Frequently Asked Questions

There are three parties to every surety bond agreement, which is a legally binding contract:

  • The “obligee” is the state or local agency requiring the surety bond.
  • The “principal” is the party required to purchase the bond.
  • The “surety” is the company underwriting and issuing the bond.
  • The obligee sets the required amount of the bond, which is the maximum amount that will be paid out on a claim. The obligee also spells out the conduct required of the principal in order to avoid claims against the surety bond.

Any party who suffers a financial loss because the principal has violated the terms of the bond has the right to file a claim against the bond. The principal is solely responsible for paying all valid claims.

However, the surety will often pay a claim and wait to be reimbursed by the principal. This ensures timely settlement of the claim and gives the principal some time to gather the necessary funds.
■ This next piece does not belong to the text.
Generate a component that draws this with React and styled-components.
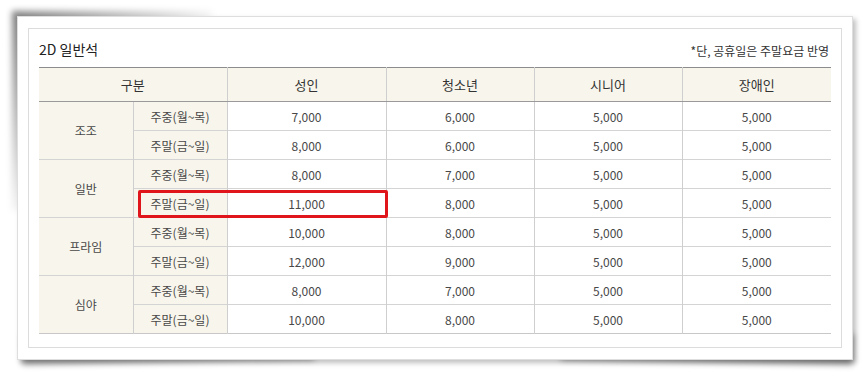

What the principal in a bond agreement actually pays for a surety bond is a small percentage of the required bond amount established by the obligee. That percentage, known as the premium rate, is determined by the surety company based on the applicant’s credit score and other indicators of the likelihood of claims being filed against the bond. Those with good credit can expect a rate of 1-3%. Those with poorer credit may pay a higher premium.
No claim against a bond will be paid until the surety company has investigated and determined that it is valid. After making payment to a claimant, the surety company will demand reimbursement from the principal.